Puebla de los Esclavos: West Central Africans and Urban Slavery in Colonial Mexico, 1595–1635

Sunday, January 6, 2013: 9:10 AM
La Galerie 5 (New Orleans Marriott)
Pablo Miguel Sierra Silva, University of California, Los Angeles
This paper examines the massive influx of West Central African slaves to the city of Puebla de los Ángeles, Mexico, from the perspective of the enslaved and resident slave dealers during the first half of the seventeenth century. I argue that as Puebla's dwindling Nahua populations became increasingly protected by the Crown, Africans alleviated sharp demands for urban labor as construction workers, textile specialists and domestic servants. Thus, Puebla must come to be understood as a key recipient of the early seventeenth century African Diaspora to Spanish America, both as a slave distribution center and a consumer of slave labor.

During this period, Puebla's Spanish residents came to rely almost exclusively on Portuguese slave trading networks in order to secure thousands of new African arrivals. Through the figure of the monopolistic encomendero de negros, Lusophone slave traders provided Puebla with an unrelenting supply of West Central African laborers. Drawing from notarial, parochial and judicial sources, this paper suggests that these lucrative encomendero networks were actually in place and operating in Puebla well before their Crown-sanctioned establishment in 1615.

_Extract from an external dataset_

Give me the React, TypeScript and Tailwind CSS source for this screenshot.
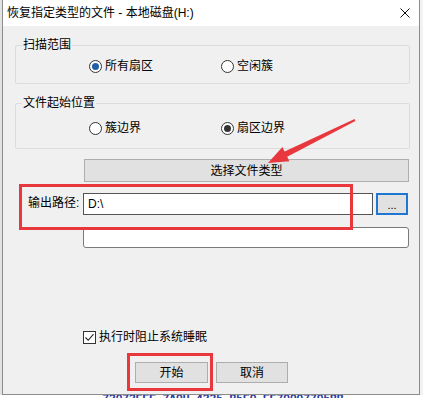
const font = "font-['Liberation_Sans','Noto_Sans_CJK_SC',sans-serif]";

const Radio = ({ checked, label, dot = "#333333", width }: { checked?: boolean; label: string; dot?: string; width?: string }) => (
  <div className={`flex items-center h-[16px] ${width ?? ""}`}>
    <span className="w-[13px] h-[13px] rounded-full border border-[#333333] bg-white flex items-center justify-center">
      {checked && <span className="w-[7px] h-[7px] rounded-full" style={{ backgroundColor: dot }} />}
    </span>
    <span className="ml-[3px] text-[12px] leading-[16px] text-black">{label}</span>
  </div>
);

const Group = ({ title, children, className }: { title: string; children: React.ReactNode; className?: string }) => (
  <fieldset className={`border border-[#dcdcdc] rounded-[2px] w-[395px] ${className ?? ""}`}>
    <legend className="ml-[6px] px-[1px] text-[12px] leading-[16px] text-black">{title}</legend>
    {children}
  </fieldset>
);

const WinButton = ({ title, className }: { title: string; className?: string }) => (
  <button className={`h-[21px] bg-[#e1e1e1] border border-[#adadad] text-[12px] leading-[16px] text-black flex items-center justify-center ${className ?? ""}`}>
    {title}
  </button>
);

export default function App() {
  return (
    <div className={`relative w-[423px] h-[398px] overflow-hidden bg-white flex flex-col ${font}`}>
      <div className="flex h-[395px]">
        <div className="w-[2px] bg-[#e2e2e2]" />
        {/* dialog */}
        <div className="w-[418px] flex flex-col border-x border-b border-[#8c8c8c]">
          {/* title bar */}
          <div className="h-[26px] bg-white flex items-center pl-[4px]">
            <span className="text-[12px] leading-[16px] text-black">恢复指定类型的文件 - 本地磁盘(H:)</span>
            <svg className="ml-auto mr-[9px]" width="10" height="10" viewBox="0 0 10 10">
              <path d="M0.5 0.5 L9.5 9.5 M9.5 0.5 L0.5 9.5" stroke="#111" strokeWidth="1" />
            </svg>
          </div>

          {/* body */}
          <div className="flex-1 bg-[#f0f0f0] pl-[12px] pt-[11px] flex flex-col">
            <Group title="扫描范围" className="pt-[5px] pb-[9px]">
              <div className="flex pl-[73px]">
                <Radio checked label="所有扇区" dot="#1f5fa6" width="w-[132px]" />
                <Radio label="空闲簇" />
              </div>
            </Group>

            <Group title="文件起始位置" className="mt-[11px] pt-[9px] pb-[12px]">
              <div className="flex pl-[73px]">
                <Radio label="簇边界" width="w-[132px]" />
                <Radio checked label="扇区边界" />
              </div>
            </Group>

            <WinButton title="选择文件类型" className="mt-[10px] ml-[69px] w-[325px] h-[23px]" />

            <div className="flex items-center mt-[11px]">
              <span className="ml-[13px] w-[55px] -mt-[3px] text-[12px] leading-[16px] text-black">输出路径:</span>
              <div className="w-[290px] h-[22px] bg-white border border-[#555555] flex items-center pl-[4px] text-[12px] text-black">
                D:\
              </div>
              <button className="ml-[3px] w-[32px] h-[22px] bg-[#e1e1e1] border-2 border-[#1e78d2] flex items-center justify-center text-[11px] leading-none text-black pt-[2px]">
                ...
              </button>
            </div>

            <div className="mt-[12px] ml-[68px] w-[326px] h-[21px] bg-white border border-[#7a7a7a] rounded-[3px]" />

            <div className="mt-[81px] ml-[68px] flex items-center h-[16px]">
              <span className="w-[13px] h-[13px] border border-[#333333] bg-white flex items-center justify-center">
                <svg width="11" height="11" viewBox="0 0 11 11">
                  <polyline points="1.5,5.5 4.2,8.3 9.5,2.2" fill="none" stroke="#222" strokeWidth="1.1" />
                </svg>
              </span>
              <span className="ml-[3px] text-[12px] leading-[16px] text-black">执行时阻止系统睡眠</span>
            </div>

            <div className="mt-[17px] ml-[120px] flex gap-[8px]">
              <WinButton title="开始" className="w-[73px]" />
              <WinButton title="取消" className="w-[72px]" />
            </div>
          </div>
        </div>
        <div className="flex-1 bg-[#f2f2f2]" />
      </div>

      {/* strip of the window behind */}
      <div className="h-[3px] overflow-hidden pl-[102px]">
        <div className="-mt-[1px] text-[12px] leading-none font-bold text-[#2b3a9c] font-['Liberation_Mono',monospace] tracking-[-0.5px]">
          73073EEE 7A0U 4335 B5E0 EE70007705BB
        </div>
      </div>

      {/* annotations */}
      <div className="absolute left-[19px] top-[184px] w-[334px] h-[46px] border-[3px] border-[#e8383d]" />
      <div className="absolute left-[127px] top-[353px] w-[86px] h-[38px] border-[3px] border-[#e8383d]" />
      <svg className="absolute left-0 top-0 pointer-events-none" width="423" height="398" viewBox="0 0 423 398">
        <polygon
          points="354.6,119.1 284.6,151.4 282.4,146.9 268,163 289.4,161.3 287.2,156.8 355.4,120.9"
          fill="#e8383d"
        />
      </svg>
    </div>
  );
}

This presentation will also highlight the demographic traits of new African arrivals that were sold in the Puebla slave market. Adolescents labeled as "Angolas" formed the overwhelming majority of the city's enslaved population, although many of these involuntary migrants would have originated in Ndongo, Kongo, and other inland African states. The paper also advances the first reported age averages for new African arrivals at their time of purchase in Puebla from 1610 to 1635. By serving as a "destination" vantage point, these data will aid in specifying key characteristics that slave traders sought out in enslaved individuals at their point of origin in Africa.